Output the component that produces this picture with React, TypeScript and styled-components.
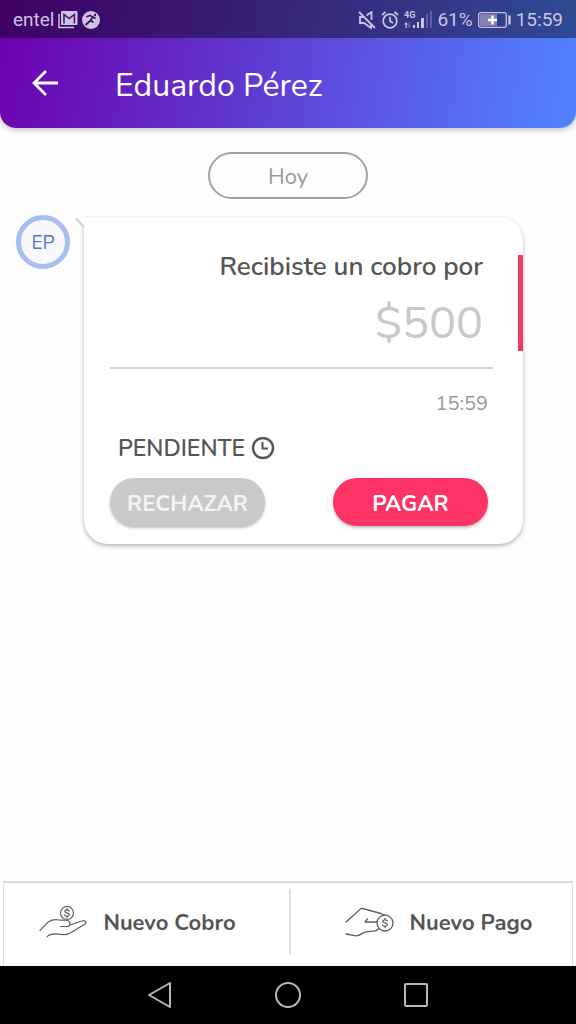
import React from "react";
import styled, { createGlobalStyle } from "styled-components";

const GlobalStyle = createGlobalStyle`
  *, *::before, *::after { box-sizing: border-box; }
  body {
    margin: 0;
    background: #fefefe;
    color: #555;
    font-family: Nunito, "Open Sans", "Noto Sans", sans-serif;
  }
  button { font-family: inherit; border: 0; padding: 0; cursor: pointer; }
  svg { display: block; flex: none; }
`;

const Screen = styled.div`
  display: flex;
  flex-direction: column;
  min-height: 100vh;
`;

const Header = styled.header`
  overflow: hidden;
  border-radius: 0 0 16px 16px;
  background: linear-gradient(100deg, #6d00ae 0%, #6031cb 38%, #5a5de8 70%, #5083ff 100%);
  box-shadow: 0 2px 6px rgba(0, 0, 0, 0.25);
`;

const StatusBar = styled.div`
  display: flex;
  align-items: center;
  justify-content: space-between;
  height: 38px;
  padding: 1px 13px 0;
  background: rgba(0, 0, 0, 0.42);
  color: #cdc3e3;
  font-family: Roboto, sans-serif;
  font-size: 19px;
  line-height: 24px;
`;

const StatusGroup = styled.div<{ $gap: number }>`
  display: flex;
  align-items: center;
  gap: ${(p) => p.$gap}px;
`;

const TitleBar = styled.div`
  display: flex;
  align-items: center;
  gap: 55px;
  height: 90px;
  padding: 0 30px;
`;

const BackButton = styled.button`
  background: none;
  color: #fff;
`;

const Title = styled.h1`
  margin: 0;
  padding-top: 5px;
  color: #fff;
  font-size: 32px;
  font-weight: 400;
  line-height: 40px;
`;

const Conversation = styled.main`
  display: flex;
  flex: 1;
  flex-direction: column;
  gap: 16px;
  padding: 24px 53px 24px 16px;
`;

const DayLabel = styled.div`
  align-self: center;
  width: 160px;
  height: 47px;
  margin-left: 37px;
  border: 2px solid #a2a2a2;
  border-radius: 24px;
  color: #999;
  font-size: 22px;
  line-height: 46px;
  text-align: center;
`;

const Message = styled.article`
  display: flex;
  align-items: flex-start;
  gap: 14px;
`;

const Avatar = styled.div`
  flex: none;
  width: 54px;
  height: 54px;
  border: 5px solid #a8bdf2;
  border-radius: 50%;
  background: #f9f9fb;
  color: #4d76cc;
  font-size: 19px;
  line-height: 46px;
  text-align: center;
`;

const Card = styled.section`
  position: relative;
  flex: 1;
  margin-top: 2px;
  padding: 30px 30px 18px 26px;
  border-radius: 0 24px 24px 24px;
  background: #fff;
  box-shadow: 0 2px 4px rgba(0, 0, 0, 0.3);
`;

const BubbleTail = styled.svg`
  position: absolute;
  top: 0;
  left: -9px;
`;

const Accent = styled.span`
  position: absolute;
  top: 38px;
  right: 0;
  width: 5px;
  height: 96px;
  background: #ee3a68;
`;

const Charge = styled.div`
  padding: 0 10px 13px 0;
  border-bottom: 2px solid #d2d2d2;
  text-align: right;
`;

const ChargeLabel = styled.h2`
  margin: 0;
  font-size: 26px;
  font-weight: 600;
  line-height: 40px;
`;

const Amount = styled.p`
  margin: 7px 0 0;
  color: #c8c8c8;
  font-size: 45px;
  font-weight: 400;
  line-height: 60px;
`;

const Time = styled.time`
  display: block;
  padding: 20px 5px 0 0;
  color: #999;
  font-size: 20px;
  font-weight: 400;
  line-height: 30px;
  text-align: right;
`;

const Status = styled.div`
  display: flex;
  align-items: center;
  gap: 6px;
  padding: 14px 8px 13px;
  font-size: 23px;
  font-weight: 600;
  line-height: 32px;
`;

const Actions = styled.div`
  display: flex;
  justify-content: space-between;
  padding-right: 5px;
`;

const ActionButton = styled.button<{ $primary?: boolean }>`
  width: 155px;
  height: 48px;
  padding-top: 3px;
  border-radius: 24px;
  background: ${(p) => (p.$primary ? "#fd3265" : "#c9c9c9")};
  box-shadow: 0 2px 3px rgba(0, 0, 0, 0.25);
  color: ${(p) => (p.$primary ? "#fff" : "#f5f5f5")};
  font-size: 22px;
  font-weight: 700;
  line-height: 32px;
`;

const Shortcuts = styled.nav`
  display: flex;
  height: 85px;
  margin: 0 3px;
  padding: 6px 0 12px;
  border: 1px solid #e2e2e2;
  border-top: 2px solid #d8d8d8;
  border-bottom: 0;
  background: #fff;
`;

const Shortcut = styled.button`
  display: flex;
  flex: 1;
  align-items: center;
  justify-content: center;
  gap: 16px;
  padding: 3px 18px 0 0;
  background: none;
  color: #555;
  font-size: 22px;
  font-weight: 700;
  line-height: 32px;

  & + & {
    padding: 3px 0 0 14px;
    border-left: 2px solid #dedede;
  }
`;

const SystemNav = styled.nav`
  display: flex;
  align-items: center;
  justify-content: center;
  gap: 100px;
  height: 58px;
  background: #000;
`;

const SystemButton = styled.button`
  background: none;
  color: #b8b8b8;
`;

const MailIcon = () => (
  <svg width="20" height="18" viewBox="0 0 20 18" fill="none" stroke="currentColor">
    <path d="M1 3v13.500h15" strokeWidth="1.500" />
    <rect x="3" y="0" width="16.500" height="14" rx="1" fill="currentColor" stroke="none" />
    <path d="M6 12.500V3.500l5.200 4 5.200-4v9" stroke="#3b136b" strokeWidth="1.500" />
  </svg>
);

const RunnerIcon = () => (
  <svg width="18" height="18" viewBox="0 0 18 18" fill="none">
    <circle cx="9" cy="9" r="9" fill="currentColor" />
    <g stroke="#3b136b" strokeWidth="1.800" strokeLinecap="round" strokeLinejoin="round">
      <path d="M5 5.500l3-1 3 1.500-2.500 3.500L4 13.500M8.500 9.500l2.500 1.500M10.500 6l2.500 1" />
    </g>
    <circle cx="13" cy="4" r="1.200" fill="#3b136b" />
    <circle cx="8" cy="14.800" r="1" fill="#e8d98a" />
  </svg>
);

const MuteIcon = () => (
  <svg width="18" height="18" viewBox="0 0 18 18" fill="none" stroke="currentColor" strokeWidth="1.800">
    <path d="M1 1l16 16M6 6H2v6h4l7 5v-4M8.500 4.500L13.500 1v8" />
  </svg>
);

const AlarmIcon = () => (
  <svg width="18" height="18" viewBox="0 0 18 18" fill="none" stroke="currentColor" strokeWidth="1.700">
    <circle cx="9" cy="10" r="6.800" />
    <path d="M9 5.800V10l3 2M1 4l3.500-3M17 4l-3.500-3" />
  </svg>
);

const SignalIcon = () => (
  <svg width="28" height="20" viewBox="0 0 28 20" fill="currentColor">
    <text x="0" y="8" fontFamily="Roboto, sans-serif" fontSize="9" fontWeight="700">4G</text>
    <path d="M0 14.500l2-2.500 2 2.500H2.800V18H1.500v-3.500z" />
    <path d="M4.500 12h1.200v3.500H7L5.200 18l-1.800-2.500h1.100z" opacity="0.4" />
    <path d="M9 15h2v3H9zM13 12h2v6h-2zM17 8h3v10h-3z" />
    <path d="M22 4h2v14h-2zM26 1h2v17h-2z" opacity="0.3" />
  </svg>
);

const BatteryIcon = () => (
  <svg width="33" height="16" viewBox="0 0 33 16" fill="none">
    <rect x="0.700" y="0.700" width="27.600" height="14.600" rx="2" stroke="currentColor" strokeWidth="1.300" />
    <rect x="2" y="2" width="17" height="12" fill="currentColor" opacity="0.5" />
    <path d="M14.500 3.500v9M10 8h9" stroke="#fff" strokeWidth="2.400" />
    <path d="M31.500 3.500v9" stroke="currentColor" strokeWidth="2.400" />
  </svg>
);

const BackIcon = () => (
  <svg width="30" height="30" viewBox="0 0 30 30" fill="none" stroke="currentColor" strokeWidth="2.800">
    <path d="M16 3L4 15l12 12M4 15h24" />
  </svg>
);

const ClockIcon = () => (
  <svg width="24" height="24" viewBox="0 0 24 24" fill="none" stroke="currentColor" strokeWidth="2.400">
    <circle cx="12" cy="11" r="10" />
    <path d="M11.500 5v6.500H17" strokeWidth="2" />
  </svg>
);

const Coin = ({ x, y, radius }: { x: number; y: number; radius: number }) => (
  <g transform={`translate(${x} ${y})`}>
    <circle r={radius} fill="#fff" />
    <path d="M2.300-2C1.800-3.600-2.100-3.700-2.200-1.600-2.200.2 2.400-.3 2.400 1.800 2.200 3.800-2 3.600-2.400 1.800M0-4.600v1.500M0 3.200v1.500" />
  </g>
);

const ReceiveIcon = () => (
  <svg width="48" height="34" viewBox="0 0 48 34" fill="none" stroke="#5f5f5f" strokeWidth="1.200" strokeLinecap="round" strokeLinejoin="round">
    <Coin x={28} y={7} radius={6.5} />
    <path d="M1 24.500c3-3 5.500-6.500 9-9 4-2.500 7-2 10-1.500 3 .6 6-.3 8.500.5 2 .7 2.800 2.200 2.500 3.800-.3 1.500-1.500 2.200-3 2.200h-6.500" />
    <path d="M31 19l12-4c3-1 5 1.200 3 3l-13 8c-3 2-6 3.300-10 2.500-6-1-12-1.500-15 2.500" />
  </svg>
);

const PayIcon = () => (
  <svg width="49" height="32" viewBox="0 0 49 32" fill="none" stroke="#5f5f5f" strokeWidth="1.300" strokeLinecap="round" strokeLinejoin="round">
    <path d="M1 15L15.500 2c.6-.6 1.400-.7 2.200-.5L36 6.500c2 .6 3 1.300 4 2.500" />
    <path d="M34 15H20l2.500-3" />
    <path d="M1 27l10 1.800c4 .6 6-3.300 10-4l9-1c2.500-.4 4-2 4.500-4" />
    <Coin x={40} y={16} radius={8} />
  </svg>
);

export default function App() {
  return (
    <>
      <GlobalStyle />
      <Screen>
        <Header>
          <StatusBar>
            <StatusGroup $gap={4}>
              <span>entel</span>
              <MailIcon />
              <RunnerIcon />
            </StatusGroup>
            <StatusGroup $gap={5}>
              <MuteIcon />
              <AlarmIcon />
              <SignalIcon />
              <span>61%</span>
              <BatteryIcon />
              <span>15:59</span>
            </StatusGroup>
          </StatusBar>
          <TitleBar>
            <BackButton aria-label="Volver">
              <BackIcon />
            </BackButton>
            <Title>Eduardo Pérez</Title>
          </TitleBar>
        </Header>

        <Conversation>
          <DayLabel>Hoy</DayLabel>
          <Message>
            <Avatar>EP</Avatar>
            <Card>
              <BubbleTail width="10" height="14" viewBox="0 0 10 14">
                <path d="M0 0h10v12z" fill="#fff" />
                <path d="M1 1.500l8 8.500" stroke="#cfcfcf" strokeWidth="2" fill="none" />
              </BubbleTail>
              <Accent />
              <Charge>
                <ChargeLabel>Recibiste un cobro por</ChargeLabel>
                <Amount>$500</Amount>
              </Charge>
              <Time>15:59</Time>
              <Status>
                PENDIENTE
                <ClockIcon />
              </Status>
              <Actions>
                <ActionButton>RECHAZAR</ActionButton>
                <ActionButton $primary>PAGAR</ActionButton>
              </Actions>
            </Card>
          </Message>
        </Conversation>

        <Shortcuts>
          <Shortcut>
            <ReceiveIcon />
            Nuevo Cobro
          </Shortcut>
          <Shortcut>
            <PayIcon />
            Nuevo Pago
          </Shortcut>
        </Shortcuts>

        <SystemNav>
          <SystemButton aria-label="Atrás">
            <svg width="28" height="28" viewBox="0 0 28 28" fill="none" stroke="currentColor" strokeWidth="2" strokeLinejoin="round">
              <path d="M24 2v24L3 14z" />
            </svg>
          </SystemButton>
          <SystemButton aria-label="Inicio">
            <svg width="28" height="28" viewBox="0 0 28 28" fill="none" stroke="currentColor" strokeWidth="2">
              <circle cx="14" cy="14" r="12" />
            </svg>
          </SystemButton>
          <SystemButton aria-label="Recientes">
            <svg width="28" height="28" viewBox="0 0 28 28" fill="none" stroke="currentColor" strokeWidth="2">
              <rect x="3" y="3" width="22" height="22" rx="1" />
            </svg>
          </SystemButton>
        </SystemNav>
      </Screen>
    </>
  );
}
━━━━
Which lines in the data above contain "components"? Show each one.

> **EXERCISE ANSWER**
Output the component that produces this picture with React, TypeScript and styled-components.
import styled, { createGlobalStyle } from "styled-components";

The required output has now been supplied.